◆ Supplied data:

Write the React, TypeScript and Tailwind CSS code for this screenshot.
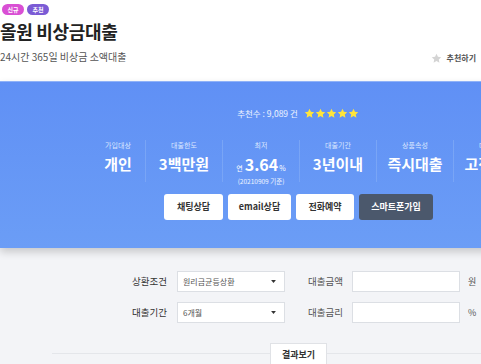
import React from 'react';

const stats = [
  { label: '가입대상', value: '개인', width: 'w-[54px]' },
  { label: '대출한도', value: '3백만원', width: 'w-[77px]' },
  { label: '최저', value: 'rate', width: 'w-[77px]' },
  { label: '대출기간', value: '3년이내', width: 'w-[77px]' },
  { label: '상품속성', value: '즉시대출', width: 'w-[77px]' },
  { label: '대출금리', value: '고정금리', width: 'w-[77px]' },
];

const Star = ({ className }: { className: string }) => (
  <svg viewBox="0 0 24 24" className={className} fill="currentColor">
    <path d="M12 1.5l3.1 6.6 7.2.9-5.3 5 1.4 7.1L12 17.6l-6.4 3.5 1.4-7.1-5.3-5 7.2-.9z" />
  </svg>
);

const Caret = () => (
  <svg viewBox="0 0 8 5" className="w-[5px] h-[3px] text-[#333]" fill="currentColor">
    <path d="M0 0h8L4 5z" />
  </svg>
);

export default function App() {
  return (
    <div className="w-[481px] h-[364px] overflow-hidden bg-[#f3f4f7] font-['Noto_Sans_CJK_KR','Noto_Sans',sans-serif]">
      <div className="w-[592px]">
        {/* header */}
        <div className="h-[81px] bg-white w-[481px] pt-[4px]">
          <div className="flex gap-[3px] pl-[2px]">
            <span className="h-[11px] w-[22px] rounded-full bg-[#d94fd4] text-white text-[6px] font-bold leading-[11px] text-center">신규</span>
            <span className="h-[11px] w-[22px] rounded-full bg-[#7b5bd5] text-white text-[6px] font-bold leading-[11px] text-center">추천</span>
          </div>
          <h1 className="mt-[4px] text-[18px] font-bold leading-[24px] text-[#222] tracking-[-0.3px]">올원 비상금대출</h1>
          <div className="mt-[7px] flex items-center justify-between pr-[5px]">
            <p className="text-[10px] leading-[14px] text-[#555]">24시간 365일 비상금 소액대출</p>
            <div className="flex items-center gap-[5px] mt-[2px]">
              <Star className="w-[11px] h-[11px] text-[#d4d4d4]" />
              <span className="text-[8px] font-bold text-[#555]">추천하기</span>
            </div>
          </div>
        </div>

        {/* blue panel */}
        <div className="h-[167px] bg-gradient-to-b from-[#6090f5] to-[#6b9df6] border-t border-[#90b2f8] shadow-[0_4px_8px_rgba(0,0,0,0.18)] relative">
          <div className="pt-[24px] flex justify-center items-center gap-[6px] pl-[4px]">
            <span className="text-[8.5px] text-white/90 leading-[14px]">추천수 : 9,089 건</span>
            <div className="flex text-[#ffe53b]">
              {[0, 1, 2, 3, 4].map((i) => (
                <Star key={i} className="w-[11px] h-[11px]" />
              ))}
            </div>
          </div>

          <div className="mt-[20px] flex pl-[91px]">
            {stats.map((s, i) => (
              <div
                key={s.label}
                className={`${s.width} shrink-0 flex flex-col items-center ${i > 0 ? 'border-l border-[#79a5f6]' : ''} h-[42px]`}
              >
                <span className="text-[7px] leading-[10px] text-[#dce7ff]">{s.label}</span>
                {s.value === 'rate' ? (
                  <>
                    <span className="mt-[5px] flex items-baseline text-white leading-[18px]">
                      <span className="text-[7px] mr-[2px]">연</span>
                      <span className="text-[16px] font-bold">3.64</span>
                      <span className="text-[7px] ml-[1px]">%</span>
                    </span>
                    <span className="text-[6.5px] leading-[9px] text-white/90">(20210909 기준)</span>
                  </>
                ) : (
                  <span className="mt-[5px] text-[15px] font-bold leading-[18px] text-white">{s.value}</span>
                )}
              </div>
            ))}
          </div>

          <div className="mt-[12px] flex justify-center gap-[5px] pl-[5px]">
            <button className="w-[59px] h-[26px] bg-white rounded-[3px] text-[9px] font-bold text-[#333]">채팅상담</button>
            <button className="w-[63px] h-[26px] bg-white rounded-[3px] text-[9px] font-bold text-[#333]">email상담</button>
            <button className="w-[58px] h-[26px] bg-white rounded-[3px] text-[9px] font-bold text-[#333]">전화예약</button>
            <button className="w-[74px] h-[26px] bg-[#4b586c] rounded-[3px] text-[9px] font-bold text-white">스마트폰가입</button>
          </div>
        </div>

        {/* calculator */}
        <div className="pt-[23px]">
          {[
            { l1: '상환조건', v1: '원리금균등상환', l2: '대출금액', u: '원' },
            { l1: '대출기간', v1: '6개월', l2: '대출금리', u: '%' },
          ].map((r, i) => (
            <div key={r.l1} className={`flex items-center h-[21px] ${i > 0 ? 'mt-[10px]' : ''}`}>
              <span className="w-[168px] pr-[1px] text-right text-[9.5px] text-[#333]">{r.l1}</span>
              <div className="ml-[9px] w-[108px] h-[21px] bg-white border border-[#dcdfe4] flex items-center justify-between pl-[5px] pr-[8px]">
                <span className="text-[8px] text-[#555]">{r.v1}</span>
                <Caret />
              </div>
              <span className="ml-[23px] text-[9.5px] text-[#555]">{r.l2}</span>
              <div className="ml-[9px] w-[108px] h-[21px] bg-white border border-[#dcdfe4]" />
              <span className="ml-[8px] text-[9px] text-[#555]">{r.u}</span>
            </div>
          ))}

          <div className="mt-[30px] ml-[52px] border-t border-[#e4e6ea] relative">
            <button className="absolute left-[218px] -top-[11px] w-[57px] h-[24px] bg-white border border-[#e0e2e6] text-[9px] font-bold text-[#333]">결과보기</button>
          </div>
        </div>
      </div>
    </div>
  );
}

◆ Exercise:
Gather each line that holds "React".

◆ Response to the exercise:
Write the React, TypeScript and Tailwind CSS code for this screenshot.
import React from 'react';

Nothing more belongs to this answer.